The collapse of Silicon Valley Bank — which failed last month after it was forced to sell longer-term U.S. treasuries that had plummeted in value due to rising rates — sent many analysts, regulators and executives scrambling to assess interest rate risks lurking on balance sheets.
While many companies outside the financial sector don’t typically hold the same longer-duration government bonds on their books as banks, the rising rate environment that has gripped the economy since last year has underscored the need for finance leaders to consider locking in hedges against other rate risks they do have before it’s too late, said Amol Dhargalkar, global head of corporates at Chatham Financial, a Kennett Square, Pa.-based advisory firm.
“Rates can come down too but I think the lesson here is that the market can move very rapidly,” Dhargalkar said in an interview, adding that it’s important for companies to be proactive because hedging prices will move in anticipation of what the Fed is saying it will do before the central bank actually acts. “The market will move faster than the Fed itself will.”
The hedging market has been volatile. For example, the rate on three-year interest rate swaps — a common hedging tool companies use — was just 1.2% on Jan. 1, 2022, Dhargalkar said. By the end of June it had gone to just over 3%, he said. And as of Friday the rate touched 4.02%, according to investing.com.
There’s still no clear end in sight yet to the central bank’s rate hikes. Indeed, a report last week showed core inflation rising 5.6% last month, fueling expectations that the Federal Reserve will raise the main interest rate by a quarter percentage point next month, CFO Dive reported. Since March 2022 the Fed has raised the federal funds rate from near zero to a range between 4.75% and 5%.
For non-banks, there are the three main rate risks and corresponding strategies that CFOs across industries and geographies have used to mitigate interest rate risks, Dhalgalkar says. They are:
- Rising floating-rate debt costs: Whether your debt is LIBOR or SOFR-based, the cost of floating rate revolvers or notes is rising, he said. Most companies will either get an interest rate cap to limit the expense or enter into interest rate swaps, which act in effect like a rate lock does on a home mortgage, Dhalgalkar said. “If the rate goes up you will actually receive a payment on the interest rate swap but if it goes down you will make a payment,” he said. “The net effect is you are essentially locking in the cost of the financing.”
- Fixed-rate refinancing costs: Fixed-rate debt held today, which is set to mature soon, will cost more once it is refinanced. “What we see is the most proactive CFOs and treasurers are really managing their future issuance risk,” he said. “They’re saying ‘let me get ahead of it.’ It’s not about winning or losing on interest rates; it’s about creating certainty for the business,” Dhalgalkar said. A company that needs to issue $1 billion in new debt could break the hedging into pieces so they’re dollar-cost averaging their bets on a month by month basis through forward starting interest rate swaps or treasury locks, he said.

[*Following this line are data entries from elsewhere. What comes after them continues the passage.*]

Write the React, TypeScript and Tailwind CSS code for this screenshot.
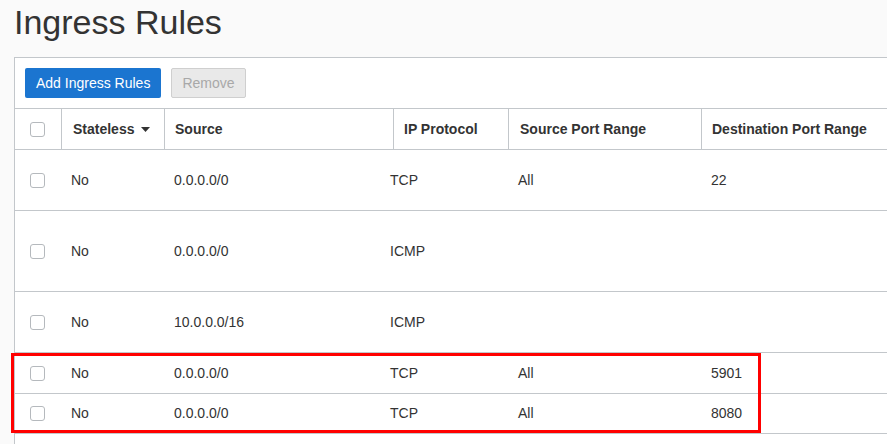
const rows = [
  { proto: 'TCP', src: '0.0.0.0/0', spr: 'All', dpr: '22', h: 'h-[61px]' },
  { proto: 'ICMP', src: '0.0.0.0/0', spr: '', dpr: '', h: 'h-[81px]' },
  { proto: 'ICMP', src: '10.0.0.0/16', spr: '', dpr: '', h: 'h-[61px]' },
  { proto: 'TCP', src: '0.0.0.0/0', spr: 'All', dpr: '5901', h: 'h-[41px]' },
  { proto: 'TCP', src: '0.0.0.0/0', spr: 'All', dpr: '8080', h: 'h-[40px]' },
]

function Checkbox() {
  return <span className="block w-[15px] h-[15px] rounded-[3px] border border-[#b5b9bd] bg-white" />
}

export default function App() {
  return (
    <div className="relative w-[887px] h-[444px] overflow-hidden bg-[#fafafa] text-[#333] font-['Liberation_Sans',Arial,sans-serif]">
      <h1 className="pl-[14px] pt-[2px] text-[34px] leading-[40px] font-normal text-[#333]">Ingress Rules</h1>

      <div className="absolute left-[14px] top-[57px] right-0 bottom-0 bg-white border-l border-t border-[#c3c7cb]">
        <div className="flex gap-[10px] px-[10px] pt-[10px] pb-[10px]">
          <button className="h-[30px] px-[11px] rounded-[2px] bg-[#1b75d0] text-white text-[14px]">Add Ingress Rules</button>
          <button className="h-[30px] px-[10px] rounded-[2px] bg-[#e9e9e9] border border-[#cfcfcf] text-[#a8a8a8] text-[14px]">Remove</button>
        </div>

        <div className="grid grid-cols-[46px_103px_229px_115px_193px_1fr] h-[42px] border-t border-b border-[#c3c7cb] text-[14px] font-bold">
          <div className="flex items-center pl-[15px]"><Checkbox /></div>
          <div className="flex items-center pl-[11px] border-l border-[#c3c7cb]">
            Stateless
            <svg width="9" height="5" viewBox="0 0 9 5" className="ml-[7px]"><path d="M0 0h9L4.5 5z" fill="#333" /></svg>
          </div>
          <div className="flex items-center pl-[10px] border-l border-[#c3c7cb]">Source</div>
          <div className="flex items-center pl-[10px] border-l border-[#c3c7cb]">IP Protocol</div>
          <div className="flex items-center pl-[11px] border-l border-[#c3c7cb]">Source Port Range</div>
          <div className="flex items-center pl-[10px] border-l border-[#c3c7cb] whitespace-nowrap">Destination Port Range</div>
        </div>

        {rows.map((r, i) => (
          <div key={i} className={`grid grid-cols-[56px_103px_216px_128px_193px_1fr] items-center border-b border-[#c3c7cb] text-[14px] ${r.h}`}>
            <div className="pl-[15px]"><Checkbox /></div>
            <div>No</div>
            <div>{r.src}</div>
            <div>{r.proto}</div>
            <div>{r.spr}</div>
            <div>{r.dpr}</div>
          </div>
        ))}
      </div>

      <div className="absolute left-[11px] top-[353px] w-[750px] h-[80px] border-[3px] border-[#ff0000]" />
    </div>
  )
}
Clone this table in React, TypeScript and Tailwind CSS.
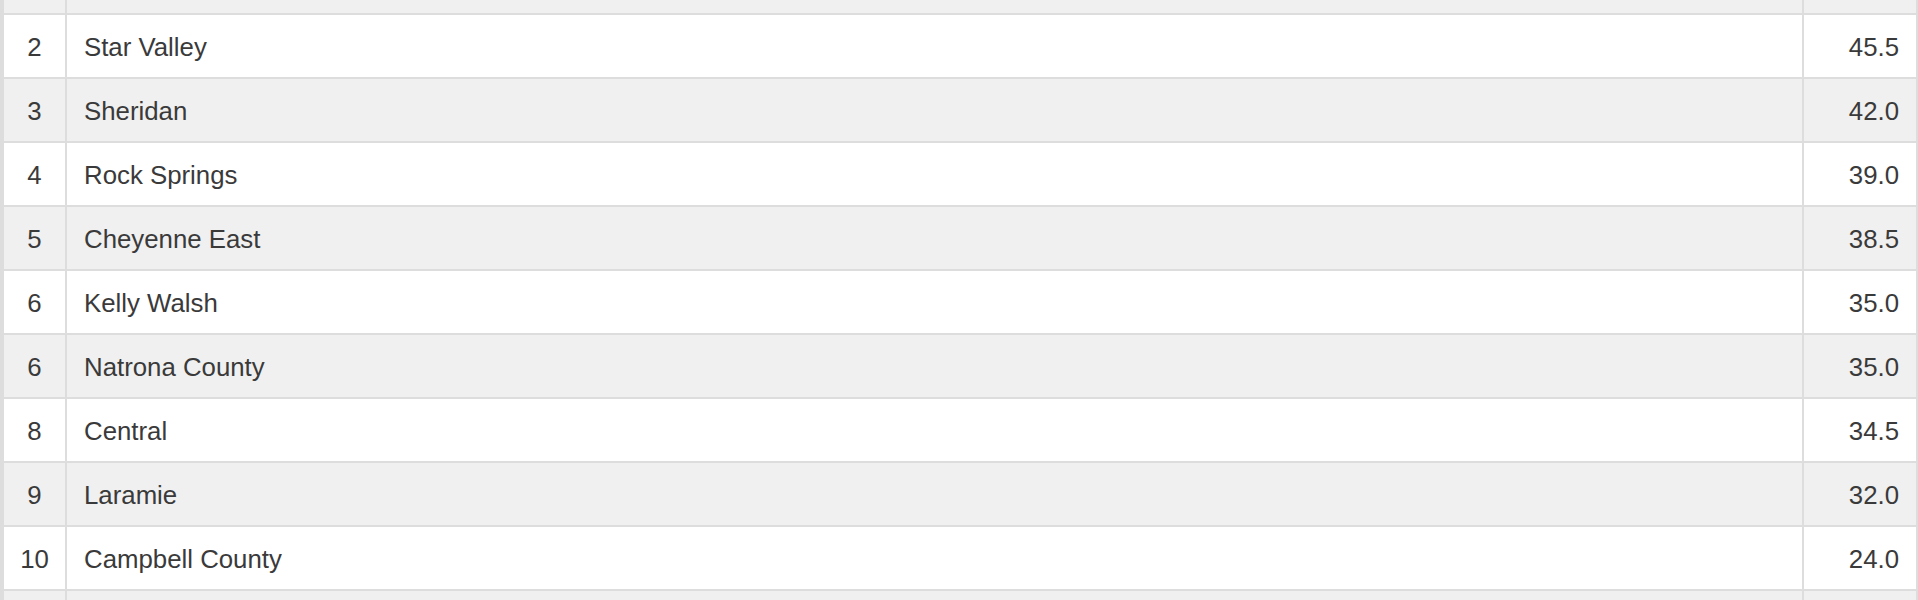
const rows = [
  { rank: "1", name: "", score: "" },
  { rank: "2", name: "Star Valley", score: "45.5" },
  { rank: "3", name: "Sheridan", score: "42.0" },
  { rank: "4", name: "Rock Springs", score: "39.0" },
  { rank: "5", name: "Cheyenne East", score: "38.5" },
  { rank: "6", name: "Kelly Walsh", score: "35.0" },
  { rank: "6", name: "Natrona County", score: "35.0" },
  { rank: "8", name: "Central", score: "34.5" },
  { rank: "9", name: "Laramie", score: "32.0" },
  { rank: "10", name: "Campbell County", score: "24.0" },
  { rank: "11", name: "", score: "" },
];

export default function App() {
  return (
    <div className="w-[1918px] h-[600px] overflow-hidden bg-white">
      <div
        className="-mt-[49px] border-l-4 border-r-2 border-[#dddddd] text-[#3a3a3a] text-[25.8px]"
        style={{ fontFamily: '"Liberation Sans", Arial, Helvetica, sans-serif' }}
      >
        {rows.map((r, i) => (
          <div
            key={i}
            className={
              "flex h-[64px] pt-[2px] border-b-2 border-[#dddddd] " +
              (i % 2 === 0 ? "bg-[#f0f0f0]" : "bg-white")
            }
          >
            <div className="w-[63px] shrink-0 -mt-[2px] pt-[2px] border-r-2 border-[#dddddd] flex items-center justify-center">
              {i === 0 || i === rows.length - 1 ? "" : r.rank}
            </div>
            <div className="flex-1 -mt-[2px] pt-[2px] border-r-2 border-[#dddddd] flex items-center pl-[17px]">
              {r.name}
            </div>
            <div className="w-[112px] shrink-0 flex items-center justify-end pr-[17px]">
              {r.score}
            </div>
          </div>
        ))}
      </div>
    </div>
  );
}
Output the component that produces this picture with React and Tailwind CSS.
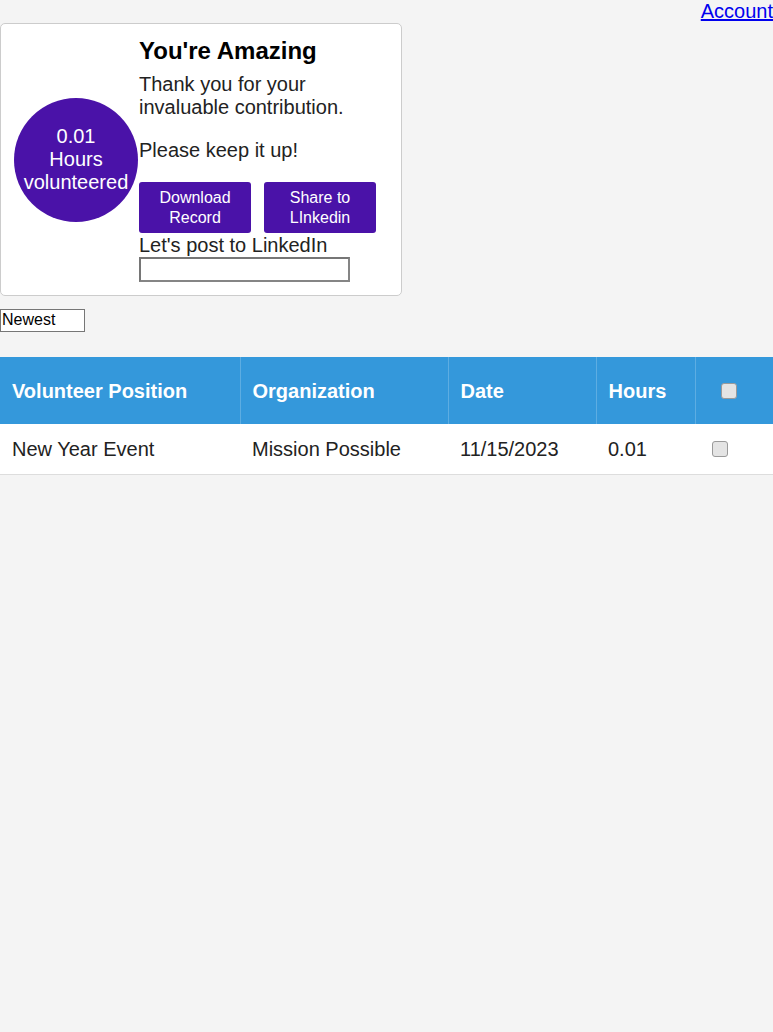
import React from 'react';

const rows = [
  { position: 'New Year Event', org: 'Mission Possible', date: '11/15/2023', hours: '0.01' },
];

const Box = ({ className = '' }) => (
  <span className={`block w-[16px] h-[16px] rounded-[3px] border border-[#9a9a9a] bg-[#e4e4e4] ${className}`}></span>
);

const App = () => {
  return (
    <div className="min-h-screen bg-[#f4f4f4] font-['Liberation_Sans',Arial,sans-serif] text-[#222]">
      {/* Top link */}
      <div className="flex justify-end h-[23px]">
        <a href="#" className="text-[20px] leading-[23px] text-[#0000ee] underline">
          Account
        </a>
      </div>

      {/* Summary card */}
      <div className="w-[402px] flex items-center bg-white border border-[#cccccc] rounded-[5px] p-[13px]">
        <div className="w-[124px] h-[124px] shrink-0 rounded-full bg-[#4a12a8] flex flex-col items-center justify-center text-white text-[20px] leading-[23px] text-center">
          <span>0.01</span>
          <span>Hours</span>
          <span>volunteered</span>
        </div>
        <div className="pl-px">
          <h2 className="text-[24px] leading-[28px] font-bold text-black">You're Amazing</h2>
          <p className="mt-[8px] text-[20px] leading-[23px]">
            Thank you for your
            <br />
            invaluable contribution.
          </p>
          <p className="mt-[20px] text-[20px] leading-[23px]">Please keep it up!</p>
          <div className="mt-[20px] flex gap-[13px]">
            <button className="w-[112px] h-[51px] rounded-[3px] bg-[#4a12a8] text-white text-[16px] leading-[20px]">
              Download
              <br />
              Record
            </button>
            <button className="w-[112px] h-[51px] rounded-[3px] bg-[#4a12a8] text-white text-[16px] leading-[20px]">
              Share to
              <br />
              LInkedin
            </button>
          </div>
          <div className="text-[20px] leading-[23px] mt-px">Let's post to LinkedIn</div>
          <input
            type="text"
            className="block w-[211px] h-[25px] bg-white border-2 border-[#858585] border-t-[#767676] border-l-[#767676]"
          />
        </div>
      </div>

      {/* Sort */}
      <div className="mt-[12px]">
        <select className="appearance-none w-[85px] h-[23px] bg-white border border-[#767676] text-[16px] leading-[20px] pl-[1px] text-black">
          <option>Newest</option>
        </select>
      </div>

      {/* Table */}
      <table className="mt-[25px] w-full border-collapse text-[20px]">
        <thead>
          <tr className="bg-[#3498db] text-white h-[67px]">
            <th className="w-[240px] text-left font-bold pl-[12px] border-r border-[#5dade2]">Volunteer Position</th>
            <th className="w-[208px] text-left font-bold pl-[12px] border-r border-[#5dade2]">Organization</th>
            <th className="w-[148px] text-left font-bold pl-[12px] border-r border-[#5dade2]">Date</th>
            <th className="w-[99px] text-left font-bold pl-[12px] border-r border-[#5dade2]">Hours</th>
            <th className="text-left pl-[25px]">
              <Box />
            </th>
          </tr>
        </thead>
        <tbody>
          {rows.map((r) => (
            <tr key={r.position} className="bg-white h-[50px] border-b border-[#dddddd]">
              <td className="pl-[12px]">{r.position}</td>
              <td className="pl-[12px]">{r.org}</td>
              <td className="pl-[12px]">{r.date}</td>
              <td className="pl-[12px]">{r.hours}</td>
              <td className="pl-[17px]">
                <Box />
              </td>
            </tr>
          ))}
        </tbody>
      </table>
    </div>
  );
};

export default App;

- Falling rates: When the rise in rates ultimately stalls out or even reverses course, it will pinch some companies. A subset of firms with floating rate assets and fixed-rate liabilities are starting to prepare for that scenario because that would mean that a company is making less on its assets and thus has lower inflows that it can tap to pay for its fixed-rate debt. While it’s counterintuitive, these companies with fixed-rate liabilities might want to convert the debt to floating rate, he said. “Even today we do see a number of companies swapping fixed-rated debt back to floating because of this mismatch,” Dhalgalkar said.